An IDA loader has been implemented in order to load a Canon firmware in IDA. The loader is available in the Synacktiv's Github repository.

In this post, we will focus on the firmware in version 10.02, which was running on the targeted device during the contest (the latest available firmware at that time).

The operating system on the printer is based on a custom Real Time Operating System named “DryOS”:

DRYOS version 2.3, release #0059

We also identified this operating system during a previous work, on a quite old Canon based printer (MX920 series), which is running a former version (release #0049). This system is itself based on µITRON, a Japanese RTOS specification. DryOs is used by Canon not only for their printers, but also for DSL cameras.

As we knew this operating system provides a debug shell called DryShell, we tried to find the UART on the main board, using a Saleae logic analyzer. We also found that several debug messages were sent by the bootloader on the UART:

Logic analyzer capture using Saleae

After identifying the UART, we made simple soldering points (TX, RX and GND) in order to use a USB to serial adapter. This allowed using tools like pyserial in order to benefit from the debug shell. Once the printer boot initialization process is finished, the DryOs shell prompt is displayed and several commands can be used:

Dry> vers
DRYOS version 2.3, release #0059
  Dry-MK 2.66
  Dry-DM 1.21
  Dry-FSM 0.10
  Dry-EFAT 1.22
  Dry-stdlib 1.57
  Dry-PX 1.15
  Dry-drylib 1.22
  Dry-shell 1.19
  Dry-command alpha 065

Commands like xd or xm can be used for respectively dump or modify the memory, and thus were quite useful during the exploitation of our vulnerability.

Hunting for bugs

The firmware is quite big since it contains more than 100k functions, automatically discovered by IDA. As the firmware doesn't contain any symbol information, a common task when analyzing such firmware is to identify strings that may be used for debug purposes. By briefly looking at a few functions, we found a logging function used more than 19k times in the firmware. Here are few examples where this function is called:

While this logging function is not always used with a fixed pattern, the third argument often matches a string like "[PREFIX]  %s", with the first variadic function argument being the name of the function. We thus developed an IDA Python script, based on BIP, to take profit of HexRay's API in order to rename some functions automatically.

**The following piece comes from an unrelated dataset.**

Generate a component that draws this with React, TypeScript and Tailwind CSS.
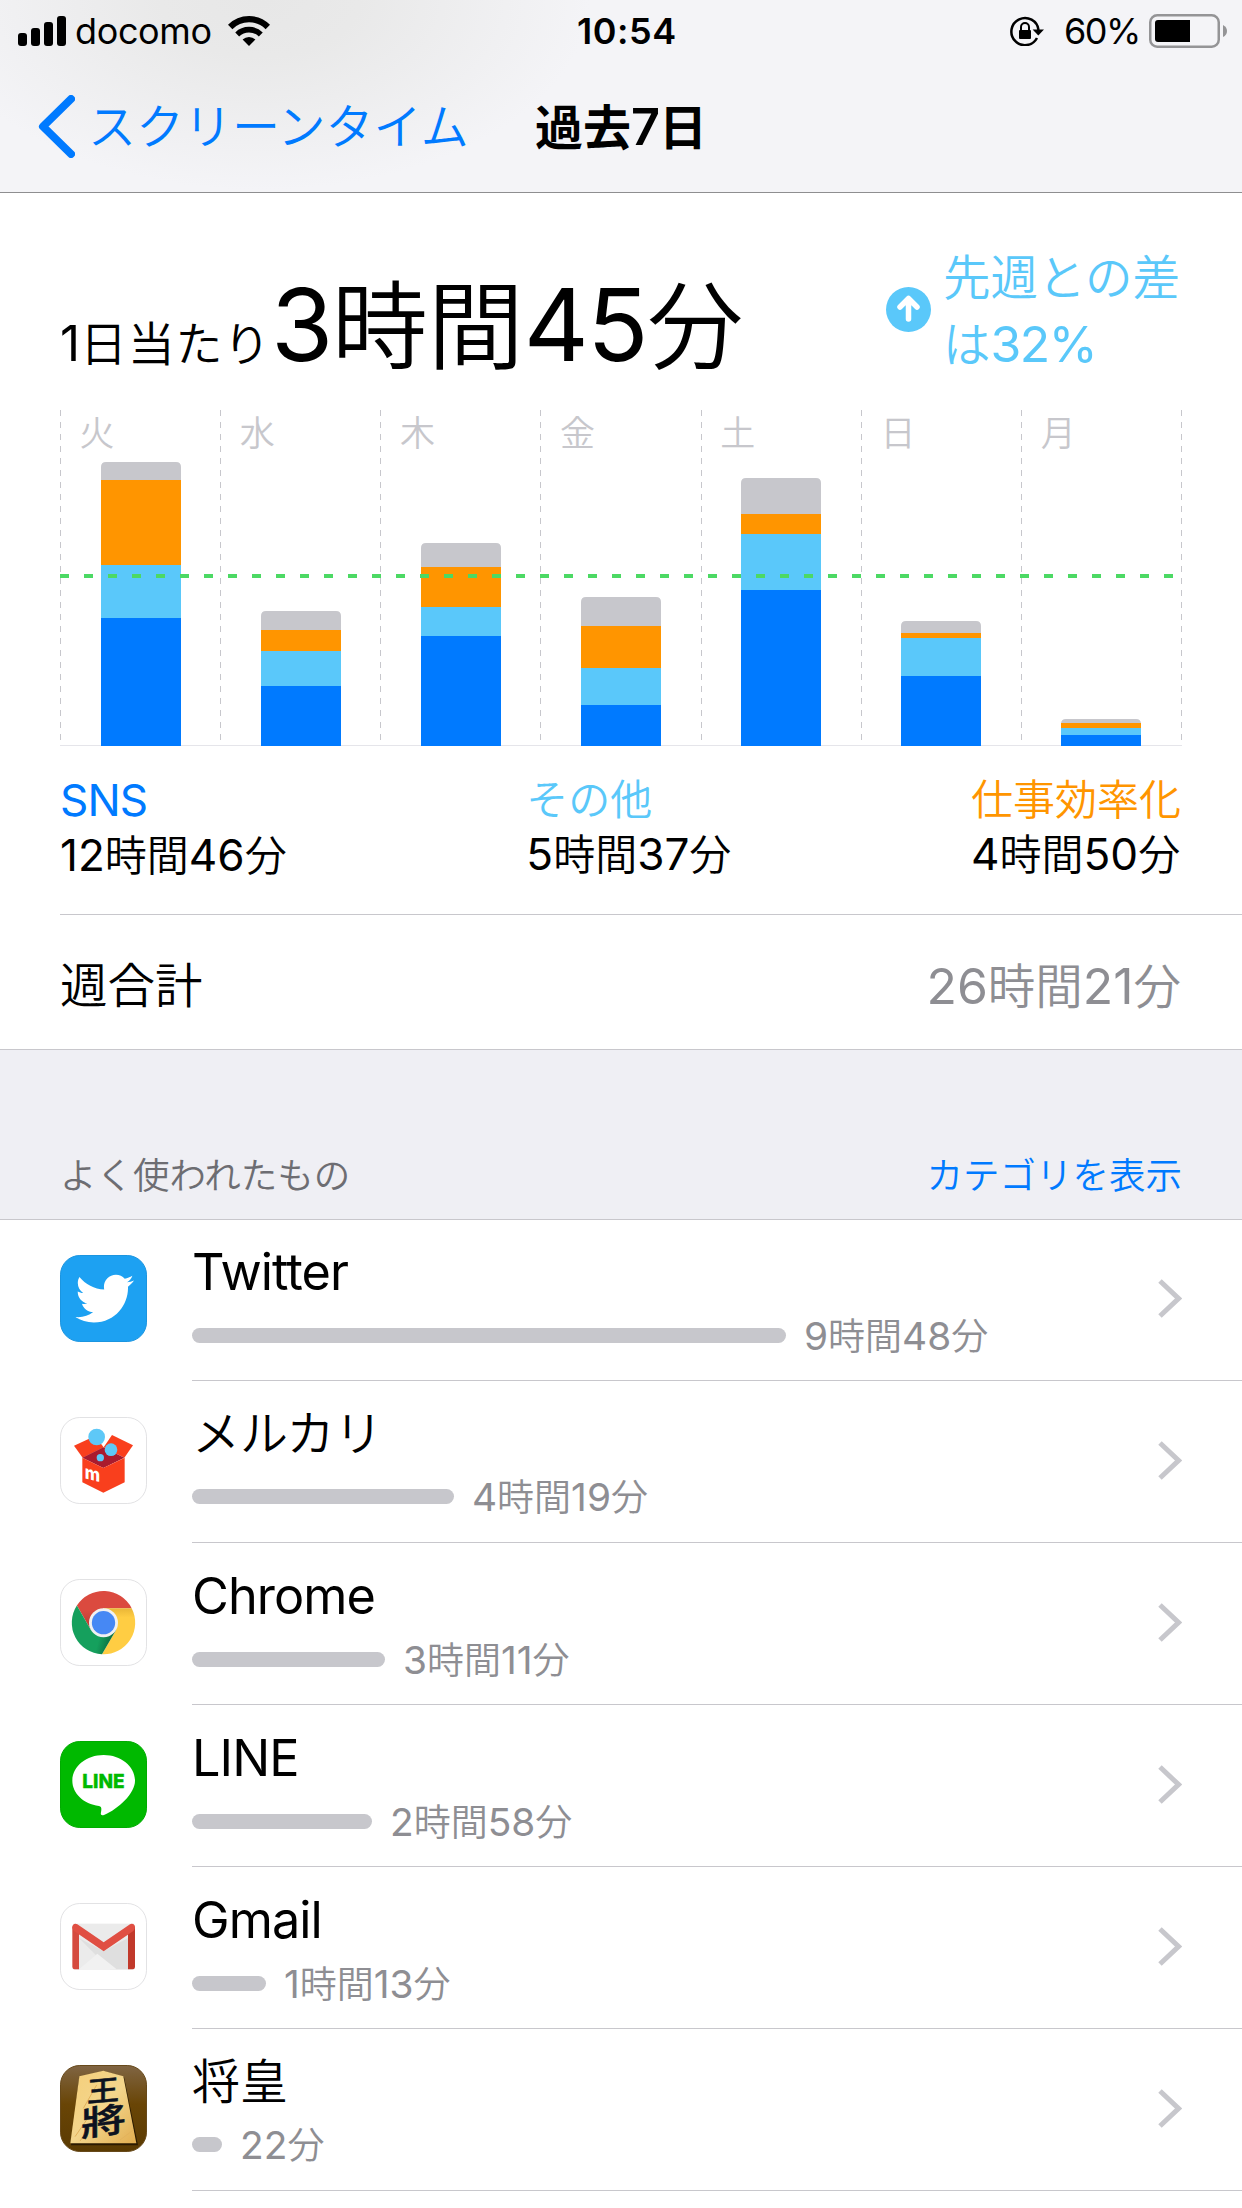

In order to identify the attack surface and choose a network service that could be targeted, we ran a quick nmap scan to find all UDP and TCP ports that were exposed in the default configuration. We then tried to find, for each network service, the related DryOs task and its entry-point:

Service Port Task name Notes
HTTP/HTTPS 80/TCP, 443/TCP HtpInit Canon HTTP Server
LPD 515/TCP LPDCtrl Line Printer Daemon Protocol
IPP/IPPS 631/TCP,10443/TCP IPP_INIT Internet Printing Protocol
Jetdirect 9100/TCP RAWctrl Allow printing using PDL (Page Description Language)
Canon MFNP 8610/TCP
8610/UDP
pscan_TCP_Task
pscan_UDP_Task
Print/Scan jobs over the network (based on BJNP protocol)
Canon CADM 9007/TCP
9013/TCP
47545/TCP
47547/TCP (SSL)
47545/UDP
cadm_tcp_res
cadm_tcp_cal
cadm_tcp_adm
cadm_tcp_sec
cadm_udp_adm
Canon administration proprietary protocol
NetBIOS 137/UDP, 138/UDP smbinit NetBIOS
SNMP 161/UDP SNAgent Simple Network Management Protocol
SLP 427/UDP SLPSvcAgent Service Location Protocol
WSD 3702/UDP WSINinit Web Services Dynamic Discovery
Zeroconf 5353/UDP BN_BNSet Multicast DNS (Bonjour Apple)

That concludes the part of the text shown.